Pasal 14 Ayat (1), (2) dan (3) berbunyi:
(1) “Barang siapa dengan sengaja menghalangi pelaksanaan penanggulangan wabah sebagaimana diatur dalam Undang-Undang ini, diancam dengan pidana penjara selama-lamanya 1 (satu) tahun dan/atau denda setinggi-tingginya Rp 1.000.000,- (satu juta rupiah).”
(2) “Barang siapa karena kealpaannya mengakibatkan terhalangnya pelaksanaan penanggulangan wabah sebagaimana diatur dalam Undang-Undang ini, diancam dengan pidana kurungan selama-lamanya 6 (enam) bulan dan/atau denda setinggi-tingginya Rp 500.000,- (lima ratus ribu rupiah).”
(3) “Tindak pidana sebagaimana dimaksud dalam Ayat (1) adalah kejahatan dan tindak pidana sebagaimana dimaksud dalam Ayat (2) adalah pelanggaran.”
Aspek ketentuan pindana dalam UU Kekarantinaan Kesehatan sama sekali tidak mengamanatkan pengaturan lebih lanjut dalam produk regulasi turunanan seperti PP. Ini berarti, sekiranya penerapan terkait penanganan PSBB di lapangan dibutuhkan lebih tegas maka ketentuan pidana itu dapat segera diimplementasikan oleh pihak terkait. Kewenangan dalam hal ini tentu ada pada institusi Kepolisian.
Terkait hal di atas, Kepolisian juga telah mengeluarkan Maklumat Kepala Kepolisian Republik Indonesia Nomor: Mak/2/III/2020 tentang Kepatuhan Terhadap Kebijakan Pemerintah Dalam Penanganan Penyebaran Virus Corona (Covid-19).

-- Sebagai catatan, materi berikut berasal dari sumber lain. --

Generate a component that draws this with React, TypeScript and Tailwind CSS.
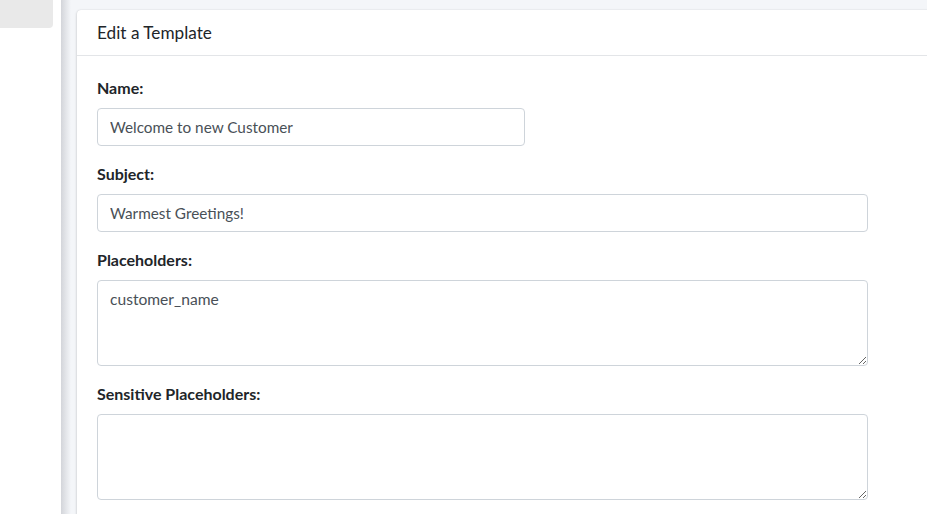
import React from 'react';

const fieldClass =
  'block h-[38px] rounded-[4px] border border-[#ced4da] bg-white px-3 text-[15.3px] text-[#495057] outline-none';

const areaClass =
  'block h-[86px] w-[771px] rounded-[4px] border border-[#ced4da] bg-white px-3 py-[6px] text-[15.6px] leading-6 text-[#495057] outline-none';

export default function App() {
  return (
    <div className="flex h-[514px] w-[927px] overflow-hidden bg-[#f4f6f9] font-['Lato',sans-serif] text-[#212529]">
      {/* Sidebar */}
      <div className="w-[61px] shrink-0 bg-white">
        <div className="h-[28px] w-[53px] rounded-br-[4px] bg-[#e9e9e9]" />
      </div>

      {/* Content */}
      <div className="relative flex-1 pl-4 pt-[10px]">
        <div className="absolute inset-y-0 left-0 w-[10px] bg-gradient-to-r from-[#d3d5da] to-[#f4f6f9]" />
        <div className="relative w-[900px] rounded-[4px] bg-white shadow-[0_0_1px_rgba(0,0,0,0.125),0_1px_3px_rgba(0,0,0,0.2)]">
          <div className="border-b border-[#e3e5e8] px-5 py-3">
            <h3 className="text-[17.2px] leading-[21px]">Edit a Template</h3>
          </div>
          <div className="p-5">
            <div className="mb-4">
              <label className="mb-2 block text-[16px] font-bold leading-6">Name:</label>
              <input className={`${fieldClass} w-[428px]`} readOnly defaultValue="Welcome to new Customer" />
            </div>
            <div className="mb-4">
              <label className="mb-2 block text-[16px] font-bold leading-6">Subject:</label>
              <input className={`${fieldClass} w-[771px]`} readOnly defaultValue="Warmest Greetings!" />
            </div>
            <div className="mb-4">
              <label className="mb-2 block text-[16px] font-bold leading-6">Placeholders:</label>
              <textarea className={areaClass} readOnly defaultValue="customer_name" />
            </div>
            <div className="mb-4">
              <label className="mb-2 block text-[16px] font-bold leading-6">Sensitive Placeholders:</label>
              <textarea className={areaClass} readOnly />
            </div>
          </div>
        </div>
      </div>
    </div>
  );
}
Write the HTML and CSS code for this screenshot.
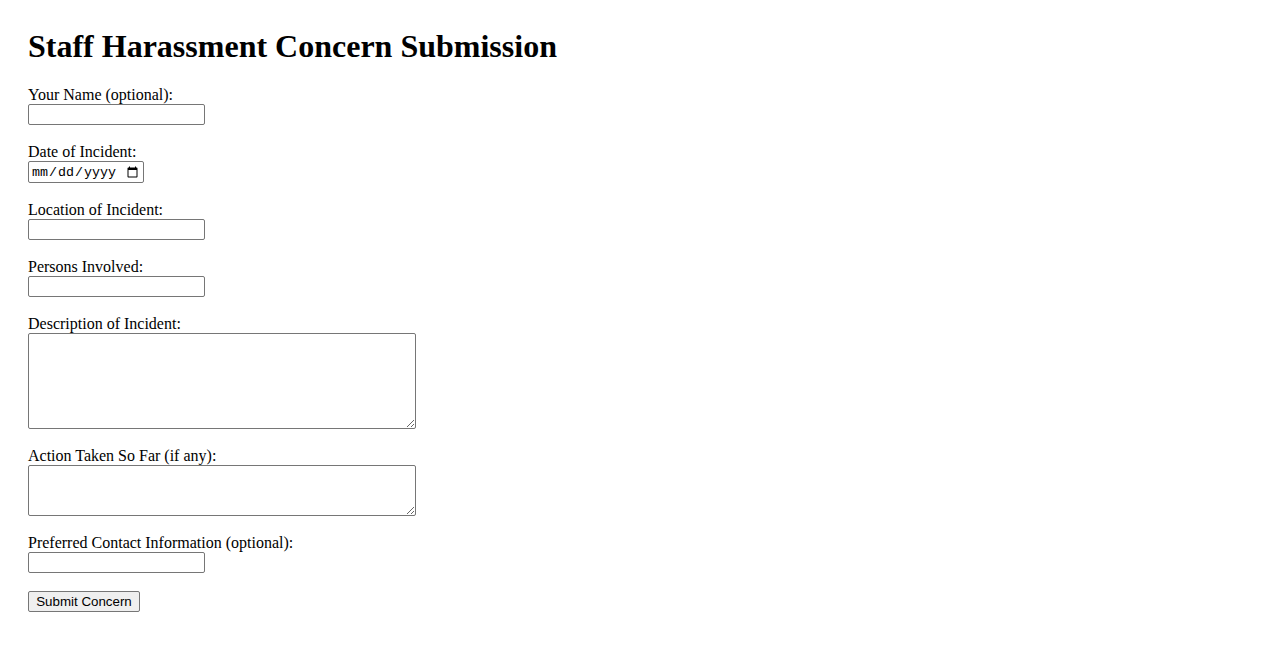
FILE: index.html
```html
<!DOCTYPE html>
<html lang="en">
<head>
<meta charset="utf-8">
<title>Staff Harassment Concern Submission</title>
<link rel="stylesheet" href="styles.css">
</head>
<body>
<div class="page">
  <h1 class="title">Staff Harassment Concern Submission</h1>
  <form class="form">
    <div class="field">
      <label class="label" for="name">Your Name (optional):</label>
      <input class="text-input" type="text" id="name" name="name">
    </div>
    <div class="field">
      <label class="label" for="date">Date of Incident:</label>
      <input class="date-input" type="date" id="date" name="date">
    </div>
    <div class="field">
      <label class="label" for="location">Location of Incident:</label>
      <input class="text-input" type="text" id="location" name="location">
    </div>
    <div class="field">
      <label class="label" for="persons">Persons Involved:</label>
      <input class="text-input" type="text" id="persons" name="persons">
    </div>
    <div class="field">
      <label class="label" for="description">Description of Incident:</label>
      <textarea class="area area-large" id="description" name="description"></textarea>
    </div>
    <div class="field">
      <label class="label" for="action">Action Taken So Far (if any):</label>
      <textarea class="area area-small" id="action" name="action"></textarea>
    </div>
    <div class="field">
      <label class="label" for="contact">Preferred Contact Information (optional):</label>
      <input class="text-input" type="text" id="contact" name="contact">
    </div>
    <div class="actions">
      <button class="submit" type="submit">Submit Concern</button>
    </div>
  </form>
</div>
</body>
</html>
```

FILE: styles.css
```css
html, body {
  background: #ffffff;
}
body {
  margin: 8px;
  font-family: "Liberation Serif", "Times New Roman", serif;
  font-size: 16px;
  color: #000000;
}
.page {
  padding: 20px;
}
.title {
  margin: 0 0 21.44px 0;
  font-size: 32px;
  font-weight: bold;
}
.form {
  display: flex;
  flex-direction: column;
  align-items: flex-start;
}
.field {
  display: flex;
  flex-direction: column;
  align-items: flex-start;
  margin-bottom: 18px;
}
.label {
  display: block;
}
.text-input {
  display: block;
  box-sizing: border-box;
  width: 177px;
  height: 21px;
  margin: 0;
  font-family: "Liberation Sans", Arial, sans-serif;
  font-size: 13.333px;
  border: 1px solid #767676;
  border-radius: 2px;
  padding: 1px 2px;
}
.date-input {
  display: block;
  box-sizing: border-box;
  width: 116px;
  height: 22px;
  margin: 0;
  font-family: "Liberation Mono", "Courier New", monospace;
  font-size: 13.333px;
  border: 1px solid #767676;
  border-radius: 2px;
  padding: 1px 2px;
}
.area {
  display: block;
  box-sizing: border-box;
  width: 388px;
  margin: 0;
  font-family: "Liberation Mono", monospace;
  font-size: 13.333px;
  border: 1px solid #767676;
  border-radius: 2px;
  padding: 2px;
}
.area-large {
  height: 96px;
}
.area-small {
  height: 51px;
}
.actions {
  padding-top: 0;
}
.submit {
  box-sizing: border-box;
  width: 112px;
  height: 21px;
  margin: 0;
  font-family: "Liberation Sans", Arial, sans-serif;
  font-size: 13.333px;
  background: #efefef;
  border: 1px solid #767676;
  border-radius: 2px;
  padding: 1px 6px;
  color: #000000;
}
```
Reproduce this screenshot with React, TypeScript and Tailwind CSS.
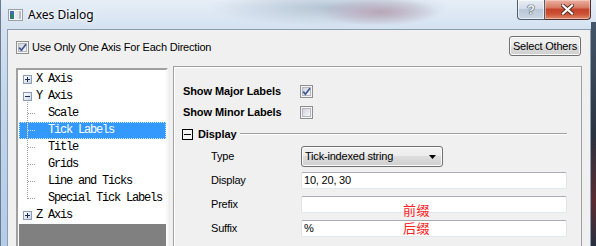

Sedangkan bicara sanksi administratif diatur pada Bagian Keenam, Sanksi Administratif, Pasal 48, UU Kekarantinaan Kesehatan. Namun instrumen tersebut ternyata belum diatur dalam PP 21 Tahun 2020. Seperti diketahui, UU Kekarantinaan Kesehatan Pasal 48 Ayat (6) mensyaratkan tata cara pengenaan sanksi administratif diatur dalam PP. Namun, sejauh ini PP 21 Tahun 2020 ini belum mengatur aspek sanksi administrasi tersebut.